__The problem__
Work out how many lines of the listing hold the string "styles". Answer with that number alone.

━━━━━ Data provided ━━━━━

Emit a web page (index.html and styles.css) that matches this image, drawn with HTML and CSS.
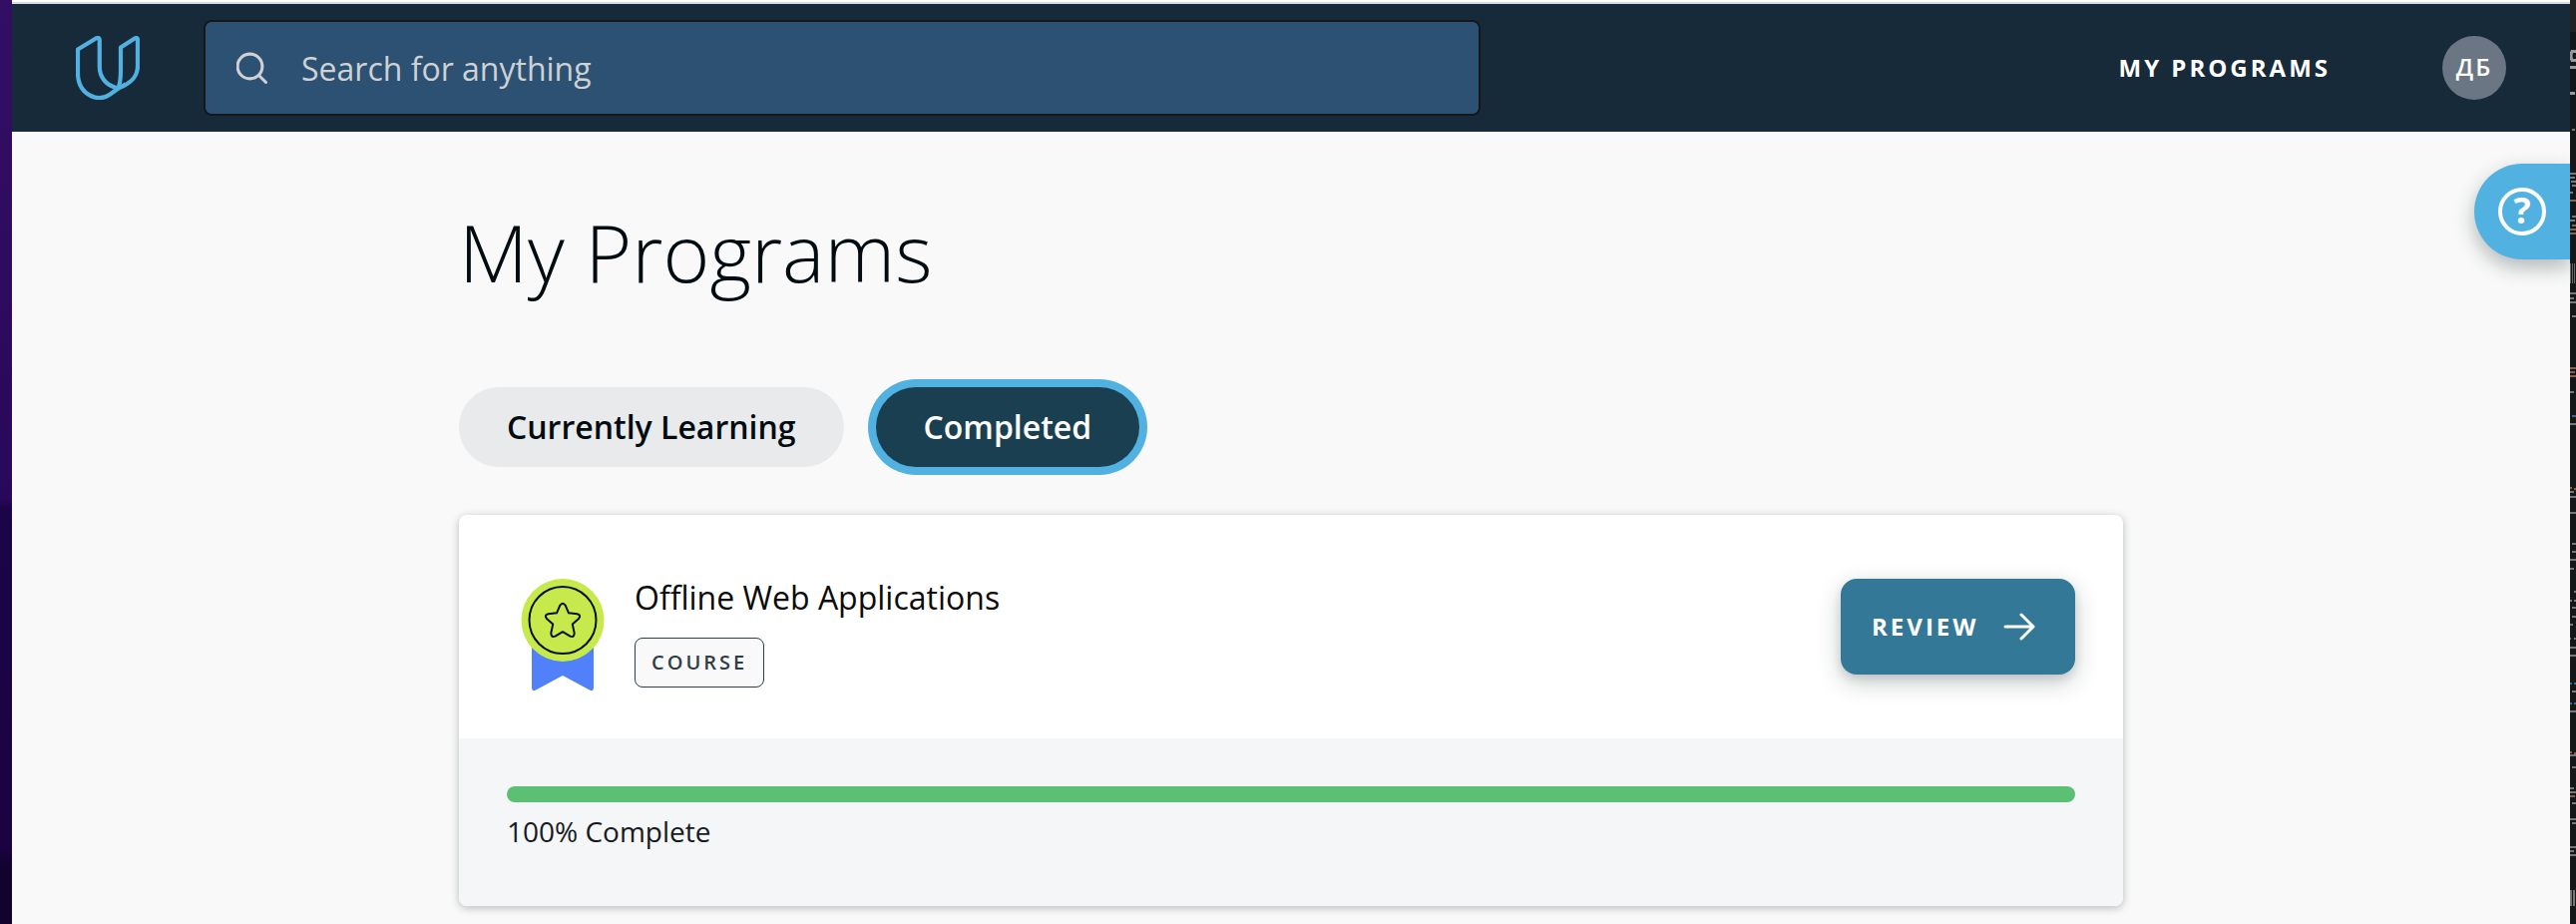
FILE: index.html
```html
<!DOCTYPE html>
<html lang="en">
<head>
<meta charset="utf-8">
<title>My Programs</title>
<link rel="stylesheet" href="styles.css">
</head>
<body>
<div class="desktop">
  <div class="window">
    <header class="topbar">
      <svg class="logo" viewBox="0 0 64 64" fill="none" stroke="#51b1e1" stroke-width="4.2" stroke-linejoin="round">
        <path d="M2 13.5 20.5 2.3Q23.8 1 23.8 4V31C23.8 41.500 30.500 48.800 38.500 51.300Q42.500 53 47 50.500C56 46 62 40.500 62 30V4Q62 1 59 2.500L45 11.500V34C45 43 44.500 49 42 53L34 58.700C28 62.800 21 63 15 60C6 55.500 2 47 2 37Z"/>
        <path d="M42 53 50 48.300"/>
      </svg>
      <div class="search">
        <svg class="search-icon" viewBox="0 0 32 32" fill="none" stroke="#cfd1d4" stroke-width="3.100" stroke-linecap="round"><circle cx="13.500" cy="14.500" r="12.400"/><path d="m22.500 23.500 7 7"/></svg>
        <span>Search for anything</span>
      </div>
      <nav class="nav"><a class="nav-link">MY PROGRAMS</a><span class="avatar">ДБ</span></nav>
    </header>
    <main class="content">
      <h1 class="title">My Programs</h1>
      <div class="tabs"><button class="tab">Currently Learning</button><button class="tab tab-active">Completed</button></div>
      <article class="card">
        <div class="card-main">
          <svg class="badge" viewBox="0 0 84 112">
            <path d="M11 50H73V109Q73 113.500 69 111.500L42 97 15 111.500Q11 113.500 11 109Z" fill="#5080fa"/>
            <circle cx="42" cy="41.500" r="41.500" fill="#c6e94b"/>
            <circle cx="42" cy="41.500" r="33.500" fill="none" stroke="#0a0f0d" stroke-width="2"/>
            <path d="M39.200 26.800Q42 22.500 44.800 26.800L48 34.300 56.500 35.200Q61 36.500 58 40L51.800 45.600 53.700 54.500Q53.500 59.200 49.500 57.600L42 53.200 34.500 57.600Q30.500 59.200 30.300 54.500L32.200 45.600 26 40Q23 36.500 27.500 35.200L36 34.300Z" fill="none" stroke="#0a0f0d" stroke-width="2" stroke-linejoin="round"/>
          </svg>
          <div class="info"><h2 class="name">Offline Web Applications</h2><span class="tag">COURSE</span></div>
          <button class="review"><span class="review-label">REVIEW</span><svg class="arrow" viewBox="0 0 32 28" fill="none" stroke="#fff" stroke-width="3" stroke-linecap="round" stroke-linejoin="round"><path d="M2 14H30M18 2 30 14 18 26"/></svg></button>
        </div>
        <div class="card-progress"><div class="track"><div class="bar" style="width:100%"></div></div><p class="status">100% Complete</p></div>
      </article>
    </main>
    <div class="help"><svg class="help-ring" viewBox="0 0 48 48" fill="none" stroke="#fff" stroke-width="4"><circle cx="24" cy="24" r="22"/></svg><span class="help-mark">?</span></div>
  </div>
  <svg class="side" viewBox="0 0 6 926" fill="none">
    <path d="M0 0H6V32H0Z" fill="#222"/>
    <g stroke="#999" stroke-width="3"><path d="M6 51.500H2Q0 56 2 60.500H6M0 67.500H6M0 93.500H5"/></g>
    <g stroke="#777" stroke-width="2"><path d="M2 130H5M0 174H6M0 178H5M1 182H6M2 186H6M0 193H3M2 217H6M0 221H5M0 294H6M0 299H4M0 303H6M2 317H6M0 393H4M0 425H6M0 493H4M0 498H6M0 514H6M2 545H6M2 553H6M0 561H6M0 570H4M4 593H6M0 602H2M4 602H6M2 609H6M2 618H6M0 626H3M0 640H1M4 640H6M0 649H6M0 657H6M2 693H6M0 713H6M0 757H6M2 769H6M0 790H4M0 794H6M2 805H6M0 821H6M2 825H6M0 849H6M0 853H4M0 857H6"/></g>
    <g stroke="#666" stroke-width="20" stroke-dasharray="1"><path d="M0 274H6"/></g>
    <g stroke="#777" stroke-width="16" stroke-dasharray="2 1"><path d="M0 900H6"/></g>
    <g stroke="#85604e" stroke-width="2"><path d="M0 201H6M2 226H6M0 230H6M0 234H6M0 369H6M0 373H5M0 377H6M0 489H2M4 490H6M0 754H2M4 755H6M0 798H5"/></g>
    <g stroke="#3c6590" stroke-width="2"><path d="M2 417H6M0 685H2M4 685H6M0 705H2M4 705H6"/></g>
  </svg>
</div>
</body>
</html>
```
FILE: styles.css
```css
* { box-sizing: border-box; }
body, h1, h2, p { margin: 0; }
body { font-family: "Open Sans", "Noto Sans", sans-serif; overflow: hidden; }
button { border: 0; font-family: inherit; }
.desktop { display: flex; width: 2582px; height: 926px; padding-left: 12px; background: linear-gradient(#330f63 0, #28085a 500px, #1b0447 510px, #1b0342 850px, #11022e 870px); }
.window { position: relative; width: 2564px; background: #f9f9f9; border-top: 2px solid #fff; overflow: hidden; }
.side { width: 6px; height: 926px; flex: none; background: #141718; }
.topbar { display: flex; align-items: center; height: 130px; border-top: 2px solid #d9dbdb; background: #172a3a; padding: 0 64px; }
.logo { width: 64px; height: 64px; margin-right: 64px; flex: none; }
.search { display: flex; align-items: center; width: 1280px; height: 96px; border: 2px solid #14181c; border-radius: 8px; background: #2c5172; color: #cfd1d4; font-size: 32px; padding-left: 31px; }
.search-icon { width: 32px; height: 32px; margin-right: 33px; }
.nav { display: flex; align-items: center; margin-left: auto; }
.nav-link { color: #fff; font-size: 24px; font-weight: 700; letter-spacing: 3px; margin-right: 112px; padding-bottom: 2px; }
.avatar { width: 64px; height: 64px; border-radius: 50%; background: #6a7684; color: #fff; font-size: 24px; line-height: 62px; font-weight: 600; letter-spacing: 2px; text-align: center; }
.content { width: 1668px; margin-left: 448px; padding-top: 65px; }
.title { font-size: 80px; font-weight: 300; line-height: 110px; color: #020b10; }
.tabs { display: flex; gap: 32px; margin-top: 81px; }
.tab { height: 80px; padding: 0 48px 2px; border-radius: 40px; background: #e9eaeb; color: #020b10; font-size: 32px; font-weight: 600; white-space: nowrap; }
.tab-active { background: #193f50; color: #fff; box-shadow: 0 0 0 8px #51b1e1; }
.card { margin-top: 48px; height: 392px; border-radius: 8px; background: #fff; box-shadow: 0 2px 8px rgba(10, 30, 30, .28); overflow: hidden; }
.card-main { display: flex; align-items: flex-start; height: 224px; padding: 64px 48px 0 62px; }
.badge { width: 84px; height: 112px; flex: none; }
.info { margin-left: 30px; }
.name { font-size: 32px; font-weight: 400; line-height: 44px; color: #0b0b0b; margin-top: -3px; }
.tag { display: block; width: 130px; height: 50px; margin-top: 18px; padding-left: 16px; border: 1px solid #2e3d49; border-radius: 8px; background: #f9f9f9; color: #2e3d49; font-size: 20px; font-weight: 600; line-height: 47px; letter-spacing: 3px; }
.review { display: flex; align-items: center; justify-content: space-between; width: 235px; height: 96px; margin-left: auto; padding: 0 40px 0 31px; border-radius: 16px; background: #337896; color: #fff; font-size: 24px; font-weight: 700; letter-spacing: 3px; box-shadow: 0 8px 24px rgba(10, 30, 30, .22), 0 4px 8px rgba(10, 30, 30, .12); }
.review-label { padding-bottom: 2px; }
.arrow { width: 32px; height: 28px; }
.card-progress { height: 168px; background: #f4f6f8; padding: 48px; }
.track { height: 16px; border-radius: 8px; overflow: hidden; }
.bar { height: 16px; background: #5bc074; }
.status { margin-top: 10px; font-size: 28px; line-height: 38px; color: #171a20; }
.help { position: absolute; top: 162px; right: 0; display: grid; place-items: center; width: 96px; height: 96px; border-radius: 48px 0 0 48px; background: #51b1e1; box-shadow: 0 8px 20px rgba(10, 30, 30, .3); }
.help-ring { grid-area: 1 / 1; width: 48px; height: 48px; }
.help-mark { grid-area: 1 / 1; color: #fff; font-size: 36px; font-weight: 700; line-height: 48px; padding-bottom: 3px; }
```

━━━━━

__Output for this exercise__
3